Shijing Town (石井镇 (石井鎮, Shíjǐng Zhèn)) is a rural town in Louxing District of Loudi City, Hunan Province, People's Republic of China. As of the 2015 census it had a population of 37,900 and an area of 65 km2.

==History==
In 2015, Baimu Township was merged into Shijing Town.

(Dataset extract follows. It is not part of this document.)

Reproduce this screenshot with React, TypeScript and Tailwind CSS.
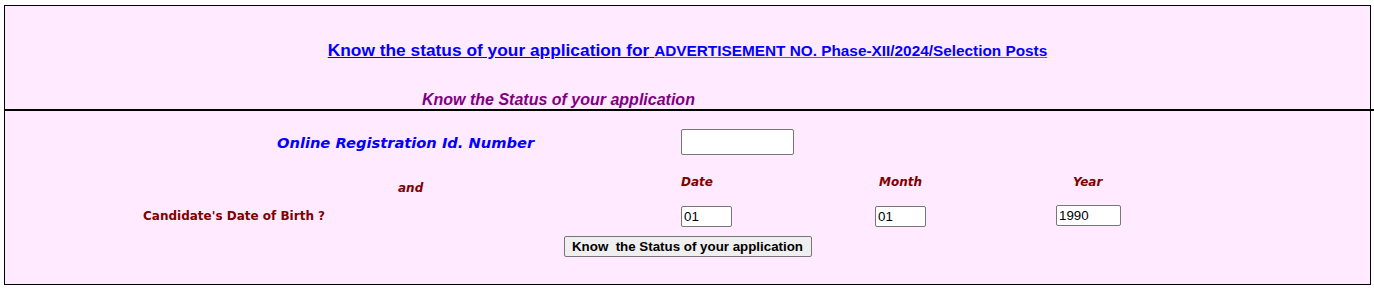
import React from "react";

const verdana = { fontFamily: '"DejaVu Sans", Verdana, sans-serif' };

const StatusForm: React.FC = () => {
  return (
    <div className="h-[303px] bg-white pl-[4px] pt-[5px] font-['Liberation_Sans',Arial,sans-serif]">
      <div className="flex h-[280px] w-[1367px] flex-col border border-black bg-[#ffeaff]">
        {/* Heading */}
        <div className="flex h-[103px] flex-col">
          <div className="mt-[34px] text-center font-bold leading-[20px] text-[#0000ff]">
            <a href="#" className="text-[#0000ff]">
              <span className="text-[17.33px] underline decoration-[#0000ff]">
                Know the status of your application for{" "}
              </span>
              <span className="text-[15.35px] underline decoration-[#9b30ff]">
                ADVERTISEMENT NO. Phase-XII/2024/Selection Posts
              </span>
            </a>
          </div>
          <div className="mt-[30px] pl-[417px] text-[16px] font-bold italic leading-[18px] text-[#800080]">
            Know the Status of your application
          </div>
        </div>

        <div className="mr-[-5px] h-[2px] shrink-0 bg-black" />

        {/* Form */}
        <div className="flex flex-col">
          <div className="mt-[18px] flex h-[26px] items-center">
            <div
              className="w-[676px] shrink-0 pl-[272px] pt-[2px] text-[14.67px] font-bold italic text-[#0000ff]"
              style={verdana}
            >
              Online Registration Id. Number
            </div>
            <input
              type="text"
              className="h-[26px] w-[113px] rounded-[2px] border border-[#767676] bg-white px-[2px] text-[13.33px] outline-none"
            />
          </div>

          <div
            className="mt-[17px] flex h-[20px] text-[12px] font-bold italic leading-[20px] text-[#800000]"
            style={verdana}
          >
            <div className="w-[676px] shrink-0 pl-[393px] pt-[6px]">and</div>
            <div className="w-[198px] shrink-0">Date</div>
            <div className="w-[194px] shrink-0">Month</div>
            <div>Year</div>
          </div>

          <div className="mt-[13px] flex h-[21px] items-center">
            <div
              className="w-[676px] shrink-0 pl-[138px] text-[12px] font-bold text-[#800000]"
              style={verdana}
            >
              Candidate's Date of Birth ?
            </div>
            <div className="w-[194px] shrink-0">
              <input
                type="text"
                defaultValue="01"
                className="h-[21px] w-[51px] rounded-[2px] border border-[#767676] bg-white px-[2px] text-[13.33px] text-black outline-none"
              />
            </div>
            <div className="w-[181px] shrink-0">
              <input
                type="text"
                defaultValue="01"
                className="h-[21px] w-[51px] rounded-[2px] border border-[#767676] bg-white px-[2px] text-[13.33px] text-black outline-none"
              />
            </div>
            <input
              type="text"
              defaultValue="1990"
              className="h-[21px] w-[65px] rounded-[2px] border border-[#767676] bg-white px-[2px] text-[13.33px] text-black outline-none"
            />
          </div>

          <div className="mt-[10px] flex justify-center">
            <button
              type="button"
              className="h-[21px] w-[248px] whitespace-pre rounded-[2px] border border-[#767676] bg-[#efefef] text-center text-[13.33px] font-bold leading-[19px] text-black"
            >
              Know  the Status of your application
            </button>
          </div>
        </div>
      </div>
    </div>
  );
};

export default function App() {
  return <StatusForm />;
}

==Administrative divisions==
The town is divided into 16 villages, which include the following areas: Tanjia Village, Zushi Village, Baiyunshi Village, Dayue Village, Sangui Village, Douguang Village, Shijing Village, Huilong Village, Songjiang Village, Huanjiang Village, Shijiang Village, Shuikou Village, Jiaolong Village, Zexi Village, Shanquan Village, and Jiangxi Village (谭家村、祖师村、白云石村、大跃村、三圭村、斗光村、石井村、回龙村、松江村、环江村、石江村、水口村、蛟龙村、泽溪村、山泉村、江溪村).

==Geography==
The town shares a border with Dutoutang Town of Lianyuan to the west, Lianbin Subdistrict to the east, Qiaotouhe Town to the north, and Shuidongdi Town to the south.

==Transportation==
===Provincial Highway===
Provincial Highway S312 travels through the town west to east.

===Railway===
A north-south railway runs through the east of the town.